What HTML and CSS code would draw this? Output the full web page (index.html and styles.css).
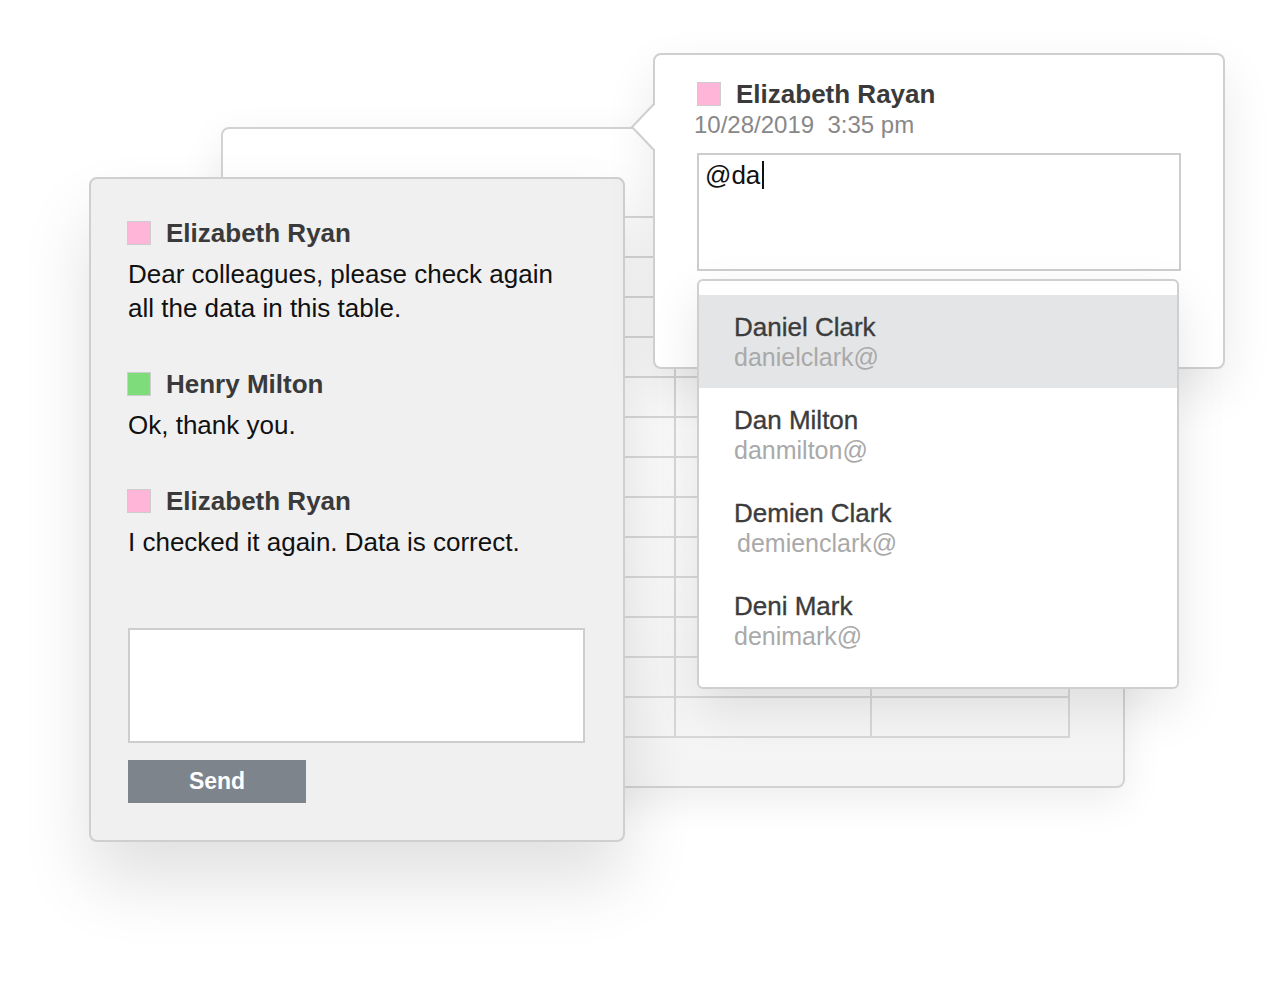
FILE: index.html
```html
<!DOCTYPE html>
<html lang="en">
<head>
<meta charset="utf-8">
<title>Comments</title>
<link rel="stylesheet" href="styles.css">
</head>
<body>
<div class="stage">
  <div class="sheet">
    <div class="grid"></div>
  </div>

  <div class="panel">
    <div class="comment">
      <div class="author"><span class="swatch pink"></span>Elizabeth Ryan</div>
      <p class="text">Dear colleagues, please check again all the data in this table.</p>
    </div>
    <div class="comment">
      <div class="author"><span class="swatch green"></span>Henry Milton</div>
      <p class="text">Ok, thank you.</p>
    </div>
    <div class="comment comment-last">
      <div class="author"><span class="swatch pink"></span>Elizabeth Ryan</div>
      <p class="text">I checked it again. Data is correct.</p>
    </div>
    <div class="reply-box"></div>
    <button class="send">Send</button>
  </div>

  <div class="popup">
    <svg class="tail" width="26" height="44" viewBox="0 0 26 44">
      <polygon points="23,0 1,22 23,44 26,44 26,0" fill="#fff"/>
      <polyline points="23,-1 1,22 23,45" fill="none" stroke="#cfcfcf" stroke-width="2"/>
    </svg>
    <div class="author popup-author"><span class="swatch pink"></span>Elizabeth Rayan</div>
    <div class="date">10/28/2019&nbsp; 3:35 pm</div>
    <div class="input">@da<span class="caret"></span></div>

    <ul class="mentions">
      <li class="mention active"><span class="m-name">Daniel Clark</span><span class="m-mail">danielclark@</span></li>
      <li class="mention"><span class="m-name">Dan Milton</span><span class="m-mail">danmilton@</span></li>
      <li class="mention"><span class="m-name">Demien Clark</span><span class="m-mail shift">demienclark@</span></li>
      <li class="mention"><span class="m-name">Deni Mark</span><span class="m-mail">denimark@</span></li>
    </ul>
  </div>
</div>
</body>
</html>
```

FILE: styles.css
```css
* { box-sizing: border-box; }

html, body {
  margin: 0;
  padding: 0;
  background: #ffffff;
  font-family: "Liberation Sans", Arial, sans-serif;
}

.stage {
  position: relative;
  width: 1280px;
  height: 1000px;
  overflow: hidden;
  background: #ffffff;
}

/* background spreadsheet */
.sheet {
  position: absolute;
  left: 221px;
  top: 127px;
  width: 904px;
  height: 661px;
  border: 2px solid #d2d2d2;
  border-radius: 8px;
  background: linear-gradient(to bottom, #ffffff 0%, #fafafa 60%, #f4f4f4 100%);
  box-shadow: 0 12px 40px rgba(0, 0, 0, 0.08);
  padding-top: 87px;
  z-index: 1;
}

.grid {
  margin-left: 58px;
  width: 789px;
  height: 522px;
  background-image:
    linear-gradient(#d8d8d8, #d8d8d8),
    linear-gradient(#d8d8d8, #d8d8d8),
    linear-gradient(#d8d8d8, #d8d8d8),
    linear-gradient(#d8d8d8, #d8d8d8),
    linear-gradient(#d8d8d8, #d8d8d8),
    repeating-linear-gradient(to bottom, #d8d8d8 0 2px, transparent 2px 40px);
  background-size: 2px 100%, 2px 100%, 2px 100%, 2px 100%, 2px 100%, 100% 100%;
  background-position: 0 0, 197px 0, 393px 0, 589px 0, 787px 0, 0 0;
  background-repeat: no-repeat;
}

/* left comment panel */
.panel {
  position: absolute;
  left: 89px;
  top: 177px;
  width: 536px;
  height: 665px;
  border: 2px solid #cfcfcf;
  border-radius: 8px;
  background: #f0f0f0;
  padding: 37px 38px 37px 36px;
  box-shadow: 0 40px 70px rgba(0, 0, 0, 0.12);
  z-index: 2;
}

.comment { margin-bottom: 42px; }
.comment.comment-last { margin-bottom: 69px; }

.author {
  display: flex;
  align-items: center;
  font-size: 26px;
  font-weight: bold;
  line-height: 34px;
  color: #3a3a3a;
}

.swatch {
  width: 24px;
  height: 24px;
  flex: none;
  margin-right: 15px;
  border: 1px solid #cdcdcd;
}
.swatch.pink { background: #ffb5d8; }
.swatch.green { background: #7fdc7b; }

.text {
  margin: 7px 0 0 1px;
  font-size: 26px;
  line-height: 34px;
  color: #111111;
}

.reply-box {
  margin-left: 1px;
  width: 457px;
  height: 115px;
  border: 2px solid #cdcdcd;
  background: #ffffff;
}

.send {
  display: block;
  margin: 17px 0 0 1px;
  width: 178px;
  height: 43px;
  border: none;
  background: #7d848b;
  color: #ffffff;
  font-family: "Liberation Sans", Arial, sans-serif;
  font-size: 23px;
  font-weight: bold;
  padding: 0;
}

/* popup with mentions */
.popup {
  position: absolute;
  left: 653px;
  top: 53px;
  width: 572px;
  height: 316px;
  border: 2px solid #cfcfcf;
  border-radius: 8px;
  background: #ffffff;
  padding: 24px 42px;
  box-shadow: 0 20px 50px rgba(0, 0, 0, 0.09);
  z-index: 3;
}

.tail {
  position: absolute;
  left: -24px;
  top: 50px;
  overflow: visible;
}

.popup-author { line-height: 30px; }

.date {
  margin-left: -3px;
  margin-top: 3px;
  font-size: 24px;
  line-height: 26px;
  color: #888888;
}

.input {
  margin-top: 15px;
  height: 118px;
  border: 2px solid #cdcdcd;
  padding: 5px 6px;
  font-size: 26px;
  line-height: 30px;
  color: #111111;
  display: flex;
  align-items: flex-start;
}

.caret {
  display: inline-block;
  width: 2px;
  height: 28px;
  margin: 1px 0 0 2px;
  background: #111111;
}

.mentions {
  position: absolute;
  left: 42px;
  top: 224px;
  width: 482px;
  height: 410px;
  margin: 0;
  padding: 14px 0 0;
  list-style: none;
  border: 2px solid #cfcfcf;
  border-radius: 6px;
  background: #ffffff;
  box-shadow: 0 20px 50px rgba(0, 0, 0, 0.1);
}

.mention {
  display: flex;
  flex-direction: column;
  height: 93px;
  padding: 17px 35px 16px;
}

.mention.active { background: #e4e5e7; }

.m-name {
  font-size: 26px;
  line-height: 30px;
  color: #3c3c3c;
  -webkit-text-stroke: 0.35px #3c3c3c;
}

.m-mail {
  font-size: 25px;
  line-height: 30px;
  color: #a9a9a9;
}

.m-mail.shift { padding-left: 3px; }
```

◆ SET TASK: Output all of the data exactly as it stands, minus any images.

◆ SOLUTION TO THE PROBLEM:
What HTML and CSS code would draw this? Output the full web page (index.html and styles.css).
FILE: index.html
```html
<!DOCTYPE html>
<html lang="en">
<head>
<meta charset="utf-8">
<title>Comments</title>
<link rel="stylesheet" href="styles.css">
</head>
<body>
<div class="stage">
  <div class="sheet">
    <div class="grid"></div>
  </div>

  <div class="panel">
    <div class="comment">
      <div class="author"><span class="swatch pink"></span>Elizabeth Ryan</div>
      <p class="text">Dear colleagues, please check again all the data in this table.</p>
    </div>
    <div class="comment">
      <div class="author"><span class="swatch green"></span>Henry Milton</div>
      <p class="text">Ok, thank you.</p>
    </div>
    <div class="comment comment-last">
      <div class="author"><span class="swatch pink"></span>Elizabeth Ryan</div>
      <p class="text">I checked it again. Data is correct.</p>
    </div>
    <div class="reply-box"></div>
    <button class="send">Send</button>
  </div>

  <div class="popup">
    <svg class="tail" width="26" height="44" viewBox="0 0 26 44">
      <polygon points="23,0 1,22 23,44 26,44 26,0" fill="#fff"/>
      <polyline points="23,-1 1,22 23,45" fill="none" stroke="#cfcfcf" stroke-width="2"/>
    </svg>
    <div class="author popup-author"><span class="swatch pink"></span>Elizabeth Rayan</div>
    <div class="date">10/28/2019&nbsp; 3:35 pm</div>
    <div class="input">@da<span class="caret"></span></div>

    <ul class="mentions">
      <li class="mention active"><span class="m-name">Daniel Clark</span><span class="m-mail">danielclark@</span></li>
      <li class="mention"><span class="m-name">Dan Milton</span><span class="m-mail">danmilton@</span></li>
      <li class="mention"><span class="m-name">Demien Clark</span><span class="m-mail shift">demienclark@</span></li>
      <li class="mention"><span class="m-name">Deni Mark</span><span class="m-mail">denimark@</span></li>
    </ul>
  </div>
</div>
</body>
</html>
```

FILE: styles.css
```css
* { box-sizing: border-box; }

html, body {
  margin: 0;
  padding: 0;
  background: #ffffff;
  font-family: "Liberation Sans", Arial, sans-serif;
}

.stage {
  position: relative;
  width: 1280px;
  height: 1000px;
  overflow: hidden;
  background: #ffffff;
}

/* background spreadsheet */
.sheet {
  position: absolute;
  left: 221px;
  top: 127px;
  width: 904px;
  height: 661px;
  border: 2px solid #d2d2d2;
  border-radius: 8px;
  background: linear-gradient(to bottom, #ffffff 0%, #fafafa 60%, #f4f4f4 100%);
  box-shadow: 0 12px 40px rgba(0, 0, 0, 0.08);
  padding-top: 87px;
  z-index: 1;
}

.grid {
  margin-left: 58px;
  width: 789px;
  height: 522px;
  background-image:
    linear-gradient(#d8d8d8, #d8d8d8),
    linear-gradient(#d8d8d8, #d8d8d8),
    linear-gradient(#d8d8d8, #d8d8d8),
    linear-gradient(#d8d8d8, #d8d8d8),
    linear-gradient(#d8d8d8, #d8d8d8),
    repeating-linear-gradient(to bottom, #d8d8d8 0 2px, transparent 2px 40px);
  background-size: 2px 100%, 2px 100%, 2px 100%, 2px 100%, 2px 100%, 100% 100%;
  background-position: 0 0, 197px 0, 393px 0, 589px 0, 787px 0, 0 0;
  background-repeat: no-repeat;
}

/* left comment panel */
.panel {
  position: absolute;
  left: 89px;
  top: 177px;
  width: 536px;
  height: 665px;
  border: 2px solid #cfcfcf;
  border-radius: 8px;
  background: #f0f0f0;
  padding: 37px 38px 37px 36px;
  box-shadow: 0 40px 70px rgba(0, 0, 0, 0.12);
  z-index: 2;
}

.comment { margin-bottom: 42px; }
.comment.comment-last { margin-bottom: 69px; }

.author {
  display: flex;
  align-items: center;
  font-size: 26px;
  font-weight: bold;
  line-height: 34px;
  color: #3a3a3a;
}

.swatch {
  width: 24px;
  height: 24px;
  flex: none;
  margin-right: 15px;
  border: 1px solid #cdcdcd;
}
.swatch.pink { background: #ffb5d8; }
.swatch.green { background: #7fdc7b; }

.text {
  margin: 7px 0 0 1px;
  font-size: 26px;
  line-height: 34px;
  color: #111111;
}

.reply-box {
  margin-left: 1px;
  width: 457px;
  height: 115px;
  border: 2px solid #cdcdcd;
  background: #ffffff;
}

.send {
  display: block;
  margin: 17px 0 0 1px;
  width: 178px;
  height: 43px;
  border: none;
  background: #7d848b;
  color: #ffffff;
  font-family: "Liberation Sans", Arial, sans-serif;
  font-size: 23px;
  font-weight: bold;
  padding: 0;
}

/* popup with mentions */
.popup {
  position: absolute;
  left: 653px;
  top: 53px;
  width: 572px;
  height: 316px;
  border: 2px solid #cfcfcf;
  border-radius: 8px;
  background: #ffffff;
  padding: 24px 42px;
  box-shadow: 0 20px 50px rgba(0, 0, 0, 0.09);
  z-index: 3;
}

.tail {
  position: absolute;
  left: -24px;
  top: 50px;
  overflow: visible;
}

.popup-author { line-height: 30px; }

.date {
  margin-left: -3px;
  margin-top: 3px;
  font-size: 24px;
  line-height: 26px;
  color: #888888;
}

.input {
  margin-top: 15px;
  height: 118px;
  border: 2px solid #cdcdcd;
  padding: 5px 6px;
  font-size: 26px;
  line-height: 30px;
  color: #111111;
  display: flex;
  align-items: flex-start;
}

.caret {
  display: inline-block;
  width: 2px;
  height: 28px;
  margin: 1px 0 0 2px;
  background: #111111;
}

.mentions {
  position: absolute;
  left: 42px;
  top: 224px;
  width: 482px;
  height: 410px;
  margin: 0;
  padding: 14px 0 0;
  list-style: none;
  border: 2px solid #cfcfcf;
  border-radius: 6px;
  background: #ffffff;
  box-shadow: 0 20px 50px rgba(0, 0, 0, 0.1);
}

.mention {
  display: flex;
  flex-direction: column;
  height: 93px;
  padding: 17px 35px 16px;
}

.mention.active { background: #e4e5e7; }

.m-name {
  font-size: 26px;
  line-height: 30px;
  color: #3c3c3c;
  -webkit-text-stroke: 0.35px #3c3c3c;
}

.m-mail {
  font-size: 25px;
  line-height: 30px;
  color: #a9a9a9;
}

.m-mail.shift { padding-left: 3px; }
```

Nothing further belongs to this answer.